> **SUPPLIED INFORMATION**:
---------------
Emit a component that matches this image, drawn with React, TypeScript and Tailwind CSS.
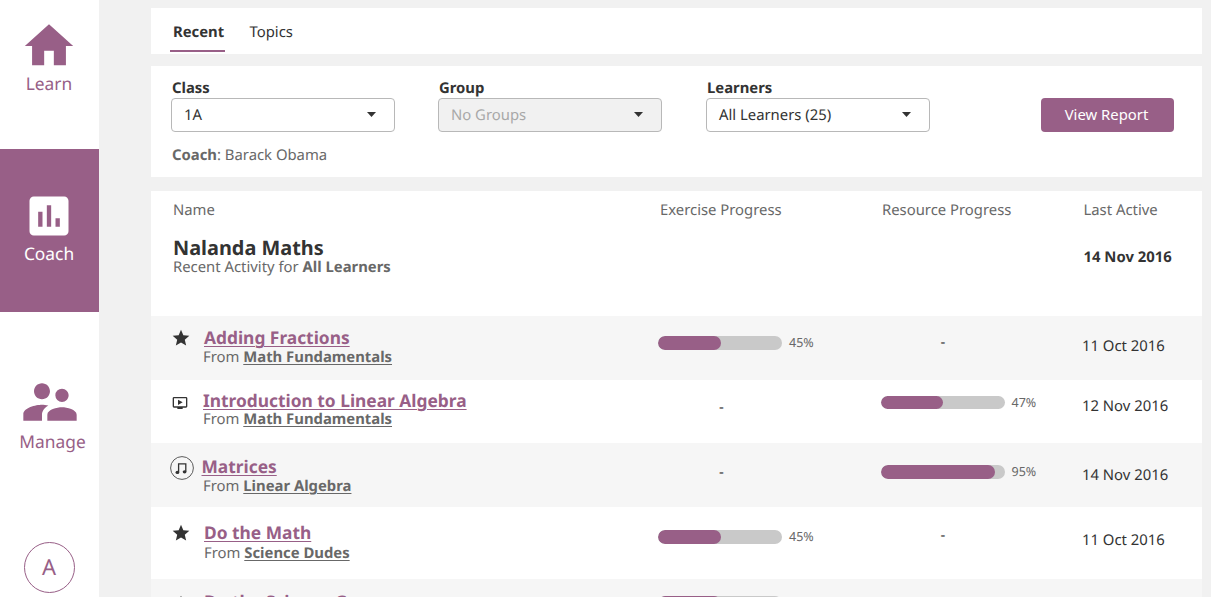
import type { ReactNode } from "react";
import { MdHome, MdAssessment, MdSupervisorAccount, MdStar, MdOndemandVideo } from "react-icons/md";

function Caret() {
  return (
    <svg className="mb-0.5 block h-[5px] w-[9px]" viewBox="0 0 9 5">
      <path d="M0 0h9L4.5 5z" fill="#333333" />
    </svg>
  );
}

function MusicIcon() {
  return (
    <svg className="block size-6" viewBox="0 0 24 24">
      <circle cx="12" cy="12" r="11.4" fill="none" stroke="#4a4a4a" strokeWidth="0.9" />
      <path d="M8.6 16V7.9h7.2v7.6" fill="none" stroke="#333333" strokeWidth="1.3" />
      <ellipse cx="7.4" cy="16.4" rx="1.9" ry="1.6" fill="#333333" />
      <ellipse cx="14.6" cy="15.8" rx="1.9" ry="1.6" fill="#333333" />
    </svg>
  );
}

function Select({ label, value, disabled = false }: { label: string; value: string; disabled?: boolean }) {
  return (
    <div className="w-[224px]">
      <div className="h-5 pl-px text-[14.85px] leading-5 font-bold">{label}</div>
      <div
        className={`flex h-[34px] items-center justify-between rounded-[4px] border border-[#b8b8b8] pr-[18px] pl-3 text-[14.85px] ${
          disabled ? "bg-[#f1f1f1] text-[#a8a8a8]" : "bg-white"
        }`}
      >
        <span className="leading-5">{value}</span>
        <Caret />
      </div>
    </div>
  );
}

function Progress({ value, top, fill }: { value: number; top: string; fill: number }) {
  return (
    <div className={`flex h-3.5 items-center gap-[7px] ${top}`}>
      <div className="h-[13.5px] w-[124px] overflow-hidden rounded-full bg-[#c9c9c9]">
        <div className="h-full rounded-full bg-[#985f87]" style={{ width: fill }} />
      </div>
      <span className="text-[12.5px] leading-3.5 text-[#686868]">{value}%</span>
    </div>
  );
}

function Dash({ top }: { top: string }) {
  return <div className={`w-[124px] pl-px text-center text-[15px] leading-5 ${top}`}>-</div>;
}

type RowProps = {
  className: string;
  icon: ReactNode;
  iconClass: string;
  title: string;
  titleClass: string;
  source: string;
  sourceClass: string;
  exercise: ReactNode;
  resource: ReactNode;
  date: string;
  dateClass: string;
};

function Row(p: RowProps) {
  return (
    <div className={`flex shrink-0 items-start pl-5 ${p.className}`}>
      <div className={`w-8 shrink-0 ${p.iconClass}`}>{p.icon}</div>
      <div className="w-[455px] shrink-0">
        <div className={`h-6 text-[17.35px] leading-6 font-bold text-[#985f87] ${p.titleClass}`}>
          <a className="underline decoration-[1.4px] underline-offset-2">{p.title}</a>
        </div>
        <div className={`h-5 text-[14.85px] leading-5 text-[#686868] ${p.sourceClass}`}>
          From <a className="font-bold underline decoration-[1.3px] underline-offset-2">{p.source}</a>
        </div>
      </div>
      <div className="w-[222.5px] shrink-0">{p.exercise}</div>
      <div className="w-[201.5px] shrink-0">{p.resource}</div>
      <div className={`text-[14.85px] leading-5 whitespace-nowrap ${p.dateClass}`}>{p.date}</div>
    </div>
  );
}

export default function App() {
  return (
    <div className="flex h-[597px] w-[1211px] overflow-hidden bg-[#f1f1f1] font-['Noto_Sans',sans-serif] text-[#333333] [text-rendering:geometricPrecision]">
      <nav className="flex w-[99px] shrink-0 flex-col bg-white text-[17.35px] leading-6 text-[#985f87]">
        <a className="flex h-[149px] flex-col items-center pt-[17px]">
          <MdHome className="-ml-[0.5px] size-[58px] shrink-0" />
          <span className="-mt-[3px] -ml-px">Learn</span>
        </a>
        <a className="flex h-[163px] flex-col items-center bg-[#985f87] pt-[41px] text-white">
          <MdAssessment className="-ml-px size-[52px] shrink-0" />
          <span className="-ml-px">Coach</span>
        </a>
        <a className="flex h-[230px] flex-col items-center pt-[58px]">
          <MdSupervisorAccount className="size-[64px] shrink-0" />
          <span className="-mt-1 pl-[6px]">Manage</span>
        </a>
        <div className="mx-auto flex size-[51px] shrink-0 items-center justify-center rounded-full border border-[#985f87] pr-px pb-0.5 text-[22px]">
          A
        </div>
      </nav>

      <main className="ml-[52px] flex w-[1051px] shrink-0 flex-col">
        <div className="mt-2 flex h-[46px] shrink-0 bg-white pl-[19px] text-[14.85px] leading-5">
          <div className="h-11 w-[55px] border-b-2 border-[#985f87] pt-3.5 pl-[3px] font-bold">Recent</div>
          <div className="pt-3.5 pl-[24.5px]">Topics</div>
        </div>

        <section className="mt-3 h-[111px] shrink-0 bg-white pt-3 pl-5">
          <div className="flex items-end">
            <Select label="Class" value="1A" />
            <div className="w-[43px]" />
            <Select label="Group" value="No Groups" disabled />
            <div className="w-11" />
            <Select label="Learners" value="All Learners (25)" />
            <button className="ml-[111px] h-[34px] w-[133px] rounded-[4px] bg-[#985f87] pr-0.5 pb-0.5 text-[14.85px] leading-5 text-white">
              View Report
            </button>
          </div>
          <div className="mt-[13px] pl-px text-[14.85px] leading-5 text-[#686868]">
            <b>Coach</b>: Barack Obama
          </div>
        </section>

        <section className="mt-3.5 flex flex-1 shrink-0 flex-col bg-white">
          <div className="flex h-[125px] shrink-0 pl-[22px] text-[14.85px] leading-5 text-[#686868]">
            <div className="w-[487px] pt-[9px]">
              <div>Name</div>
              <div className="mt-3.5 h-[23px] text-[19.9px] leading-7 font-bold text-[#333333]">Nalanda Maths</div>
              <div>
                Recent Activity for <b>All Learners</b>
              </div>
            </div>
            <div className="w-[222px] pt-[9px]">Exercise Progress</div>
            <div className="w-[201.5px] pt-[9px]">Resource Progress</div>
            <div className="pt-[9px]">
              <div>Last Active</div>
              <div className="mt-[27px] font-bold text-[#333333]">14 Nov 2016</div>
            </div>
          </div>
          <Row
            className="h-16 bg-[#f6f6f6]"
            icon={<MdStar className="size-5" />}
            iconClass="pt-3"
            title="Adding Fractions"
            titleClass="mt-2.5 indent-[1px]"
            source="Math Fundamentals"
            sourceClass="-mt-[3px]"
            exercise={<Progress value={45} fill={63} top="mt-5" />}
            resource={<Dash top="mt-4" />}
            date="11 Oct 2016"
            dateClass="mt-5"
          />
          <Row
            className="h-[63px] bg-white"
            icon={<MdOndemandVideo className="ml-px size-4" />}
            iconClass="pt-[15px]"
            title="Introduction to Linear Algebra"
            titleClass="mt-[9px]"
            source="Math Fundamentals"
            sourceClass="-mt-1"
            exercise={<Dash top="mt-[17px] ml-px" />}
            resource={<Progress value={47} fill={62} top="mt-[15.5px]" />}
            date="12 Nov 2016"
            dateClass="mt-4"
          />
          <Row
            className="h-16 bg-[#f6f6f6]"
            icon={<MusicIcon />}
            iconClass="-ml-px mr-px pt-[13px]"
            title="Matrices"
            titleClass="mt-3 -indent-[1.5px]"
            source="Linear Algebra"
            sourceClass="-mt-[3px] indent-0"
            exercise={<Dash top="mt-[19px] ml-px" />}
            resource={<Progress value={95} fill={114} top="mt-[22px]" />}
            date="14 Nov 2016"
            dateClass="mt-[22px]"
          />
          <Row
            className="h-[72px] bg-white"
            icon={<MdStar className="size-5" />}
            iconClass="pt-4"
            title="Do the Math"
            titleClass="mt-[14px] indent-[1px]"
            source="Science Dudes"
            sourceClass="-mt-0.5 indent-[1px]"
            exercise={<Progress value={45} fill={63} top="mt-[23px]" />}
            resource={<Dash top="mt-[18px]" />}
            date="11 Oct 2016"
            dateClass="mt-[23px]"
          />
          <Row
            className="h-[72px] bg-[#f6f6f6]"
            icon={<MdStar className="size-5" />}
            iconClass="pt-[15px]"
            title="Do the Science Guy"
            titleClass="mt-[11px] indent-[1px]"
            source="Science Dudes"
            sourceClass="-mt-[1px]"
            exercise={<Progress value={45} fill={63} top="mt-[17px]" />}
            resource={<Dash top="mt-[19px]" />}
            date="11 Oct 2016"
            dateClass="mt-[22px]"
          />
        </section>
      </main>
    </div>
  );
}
---------------
> **TASK OBJECTIVE**:
Return exactly what appears from the opening line of the material through the line with "MdSupervisorAccount, MdStar, MdOndemandVideo", apart from the pictures.

> **THE SOLUTION**:
Emit a component that matches this image, drawn with React, TypeScript and Tailwind CSS.
import type { ReactNode } from "react";
import { MdHome, MdAssessment, MdSupervisorAccount, MdStar, MdOndemandVideo } from "react-icons/md";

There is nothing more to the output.